Mais instruídos sobre estes pontos importantes, teriam concluído
que para reabilitar um ser tão grande, tão potente, era necessário
Deus mesmo. Eles, entre outros que também reconheceram a necessidade
da grande e santa vítima que se sacrificasse voluntariamente ao sofrimento
e à morte para satisfazer à Justiça Divina, porém,
reconhecendo ao mesmo tempo que Deus é impassível em todo
Seu ser, e que a reparação do crime só seria meritória
se fosse realizada por alguém com a mesma pureza e a mesma natureza
de quem o cometeu, negaram a Divindade do Redentor.
Da morte de Deus na Cruz
Sim, sem dúvida, Deus é impassível, e nada na natureza
divina pode sofrer nem morrer; seria uma grande blasfêmia ousar dizer
o contrário. É por isso que os oradores cristãos que
se entregam ao púlpito da verdade com um zelo excessivo, através
de expressões inoportunas que lhes parecem dar mais energia aos seus
pensamentos, gritam freqüentemente: "Deus morreu pelos homens!"

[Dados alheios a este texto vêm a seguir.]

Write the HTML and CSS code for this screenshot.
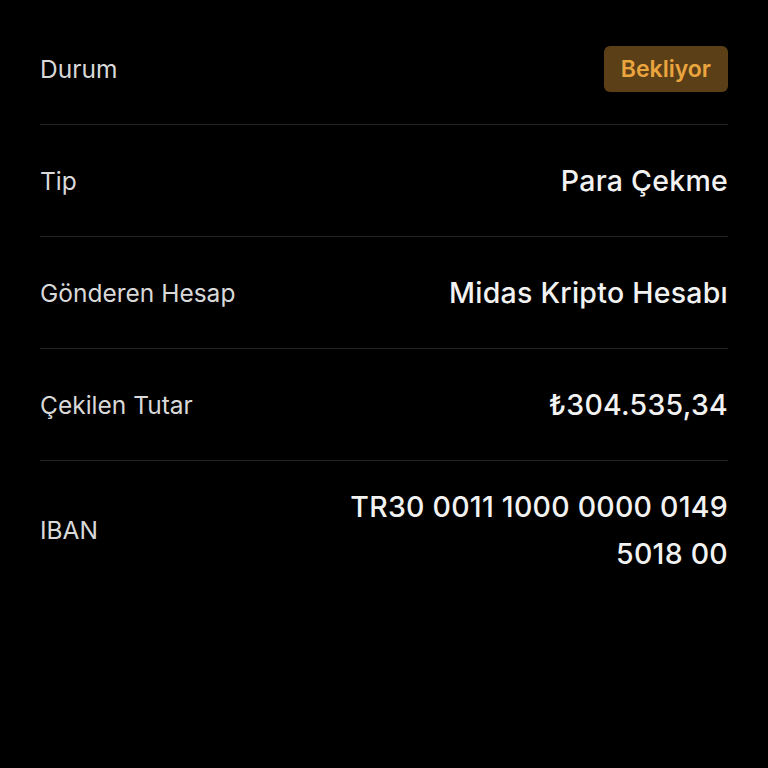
FILE: index.html
```html
<!DOCTYPE html>
<html lang="tr">
<head>
    <meta charset="UTF-8">
    <meta name="viewport" content="width=device-width, initial-scale=1.0">
    <title>İşlem Detayı</title>
    <link rel="stylesheet" href="styles.css">
</head>
<body>

<div class="detail-list">
    <div class="detail-row">
        <span class="detail-label">Durum</span>
        <span class="status-badge">Bekliyor</span>
    </div>
    <div class="detail-row">
        <span class="detail-label">Tip</span>
        <span class="detail-value">Para Çekme</span>
    </div>
    <div class="detail-row">
        <span class="detail-label">Gönderen Hesap</span>
        <span class="detail-value">Midas Kripto Hesabı</span>
    </div>
    <div class="detail-row">
        <span class="detail-label">Çekilen Tutar</span>
        <span class="detail-value">₺304.535,34</span>
    </div>
    <div class="detail-row last">
        <span class="detail-label">IBAN</span>
        <span class="detail-value iban">TR30 0011 1000 0000 0149 5018 00</span>
    </div>
</div>

</body>
</html>
```

FILE: styles.css
```css
:root {
    --bg-color: #000000;
    --label-color: #d9d9d9;
    --value-color: #f2f2f2;
    --divider: #232323;
    --badge-bg: #5b3f17;
    --badge-text: #eba53e;
}

* { margin: 0; padding: 0; box-sizing: border-box; }

body {
    font-family: Inter, "Noto Sans", sans-serif;
    background-color: var(--bg-color);
    color: var(--value-color);
    padding: 13px 40px 0;
}

.detail-row {
    display: flex;
    justify-content: space-between;
    align-items: center;
    min-height: 112px;
    border-bottom: 1px solid var(--divider);
    gap: 24px;
}
.detail-row.last { border-bottom: none; padding: 22px 0; }

.detail-label {
    font-size: 24.5px;
    color: var(--label-color);
    white-space: nowrap;
}

.detail-value {
    font-size: 28.5px;
    font-weight: 500;
    letter-spacing: 0.25px;
    text-align: right;
}
.detail-value.iban { max-width: 400px; line-height: 47px; }

.status-badge {
    background-color: var(--badge-bg);
    color: var(--badge-text);
    font-size: 23px;
    font-weight: 600;
    padding: 0 17px;
    height: 46px;
    line-height: 46px;
    border-radius: 6px;
}
```
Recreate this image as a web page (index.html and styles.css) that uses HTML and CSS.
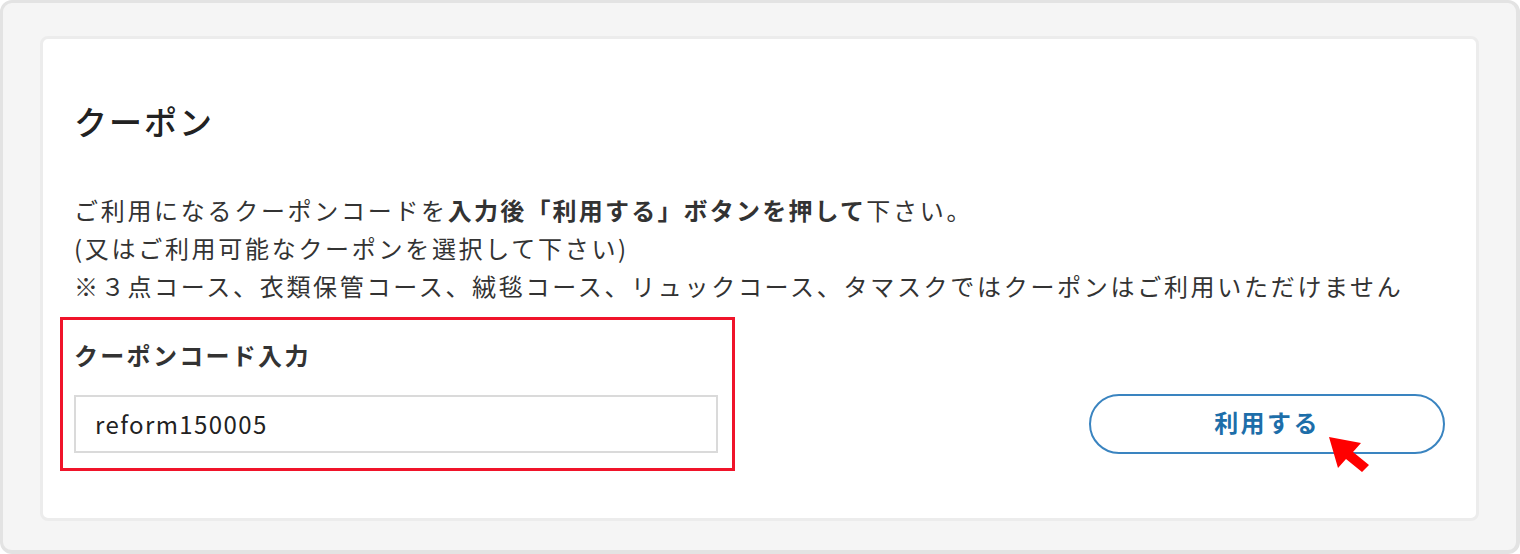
FILE: index.html
```html
<!DOCTYPE html>
<html lang="ja">
<head>
<meta charset="utf-8">
<title>クーポン</title>
<link rel="stylesheet" href="styles.css">
</head>
<body>
<div class="frame">
  <section class="card">
    <h2 class="title">クーポン</h2>
    <p class="desc">
      <span class="line">ご利用になるクーポンコードを<b>入力後「利用する」ボタンを押して</b>下さい。</span>
      <span class="line">(又はご利用可能なクーポンを選択して下さい)</span>
      <span class="line">※３点コース、衣類保管コース、絨毯コース、リュックコース、タマスクではクーポンはご利用いただけません</span>
    </p>
    <div class="form-row">
      <div class="field">
        <label class="label" for="code">クーポンコード入力</label>
        <input class="input" id="code" type="text" value="reform150005">
        <div class="highlight"></div>
      </div>
      <div class="action">
        <button class="btn" type="button">利用する</button>
        <svg class="cursor" width="48" height="42" viewBox="0 0 48 42">
          <polygon points="4,4 36,10 28,19 44,32 37,39 21,26 13,35" fill="#ff0000"/>
        </svg>
      </div>
    </div>
  </section>
</div>
</body>
</html>
```
FILE: styles.css
```css
* { box-sizing: border-box; }
html, body { margin: 0; padding: 0; }
body {
  width: 1520px;
  height: 554px;
  font-family: "Noto Sans CJK JP", "Noto Sans", sans-serif;
  color: #333;
  background: #fff;
}
.frame {
  width: 1520px;
  height: 554px;
  background: #f5f5f5;
  border: 3px solid #e3e3e3;
  border-right-width: 4px;
  border-bottom-width: 4px;
  border-radius: 12px;
  padding: 33px 37px 29px 37px;
}
.card {
  height: 485px;
  background: #fff;
  border: 3px solid #ececec;
  border-radius: 8px;
  padding: 62px 31px 0 31px;
}
.title {
  margin: 0;
  font-size: 33px;
  line-height: 40px;
  font-weight: 500;
  color: #222;
  letter-spacing: 2px;
}
.desc {
  margin: 50px 0 0 0;
  font-size: 24px;
  line-height: 38px;
  letter-spacing: 2.7px;
  color: #333;
}
.desc .line { display: block; white-space: nowrap; }
.desc b { font-weight: 700; letter-spacing: 2.2px; }
.form-row {
  display: flex;
  justify-content: space-between;
  align-items: flex-start;
  margin-top: 35px;
}
.field {
  position: relative;
  width: 644px;
  display: flex;
  flex-direction: column;
}
.label {
  font-size: 24px;
  line-height: 30px;
  font-weight: 700;
  letter-spacing: 2.3px;
  color: #333;
}
.input {
  margin-top: 25px;
  width: 644px;
  height: 58px;
  border: 2px solid #dadada;
  border-radius: 0;
  padding: 0 19px 2px 19px;
  font-family: "Noto Sans CJK JP", "Noto Sans", sans-serif;
  font-size: 24px;
  letter-spacing: 1.4px;
  color: #222;
  background: #fff;
  outline: none;
}
.highlight {
  position: absolute;
  left: -14px;
  top: -23px;
  width: 675px;
  height: 154px;
  border: 3px solid #f0142a;
  pointer-events: none;
}
.action {
  position: relative;
  margin-top: 54px;
}
.btn {
  display: block;
  width: 356px;
  height: 60px;
  border: 2px solid #3a84c0;
  border-radius: 30px;
  background: #fff;
  color: #1d6ea9;
  font-family: "Noto Sans CJK JP", "Noto Sans", sans-serif;
  font-size: 24px;
  font-weight: 700;
  letter-spacing: 2.4px;
  padding: 0 0 5px 0;
}
.cursor {
  position: absolute;
  left: 236px;
  top: 39px;
}
```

faltam ao seu objetivo essencial, porque não devem mais esperar persuadir
os seus ouvintes quando pretendem fazer-lhes crer o impossível. Mas
é Jesus Cristo, que reúne em uma única pessoa e de
modo eternamente inseparável, a natureza divina e a natureza humana
no seu mais elevado grau de perfeição, o homem puro sofre
e morre e quando abandona o seu corpo, e com a sua inteligência humana
que se impregna na essência divina ao qual é indivisivelmente
unido. A potência do Verbo de Deus que reside em toda sua plenitude
em sua santa humanidade e vela por ela, a apóia em seus combates
freqüentes e mortais, multiplica suas forças, fortifica sua
vontade, sua submissão, sua perfeita renúncia, até
a consumação de seu sacrifício expiatório, e
assegura-lhe o triunfo sobre todas as potências do inferno desencadeadas
contra ele, deixando-lhe todas as honras da vitória. E, como prêmio
do bom uso que fez de seus próprios meios, e do potente socorro que
lhe é dado, é ressuscitado da tumba pelo Verbo, glorificado,
divinizado, elevado ao mais alto dos céus, onde é colocado
sobre um trono eterno juntamente com ele, a quem se funde, por assim dizer,
estabelecido como o Soberano Juiz dos vivos e dos mortos, e o Deus eternamente
visível aos anjos e aos homens santificados que reconhece como seus
irmãos.
Da imitação
de Jesus Cristo
As duas naturezas que reconhecemos na pessoa do Divino Reparador Universal
são tão unidas, e aparentemente mescladas, que parecem para
as pessoas comuns, operar simultaneamente em sua ação geral.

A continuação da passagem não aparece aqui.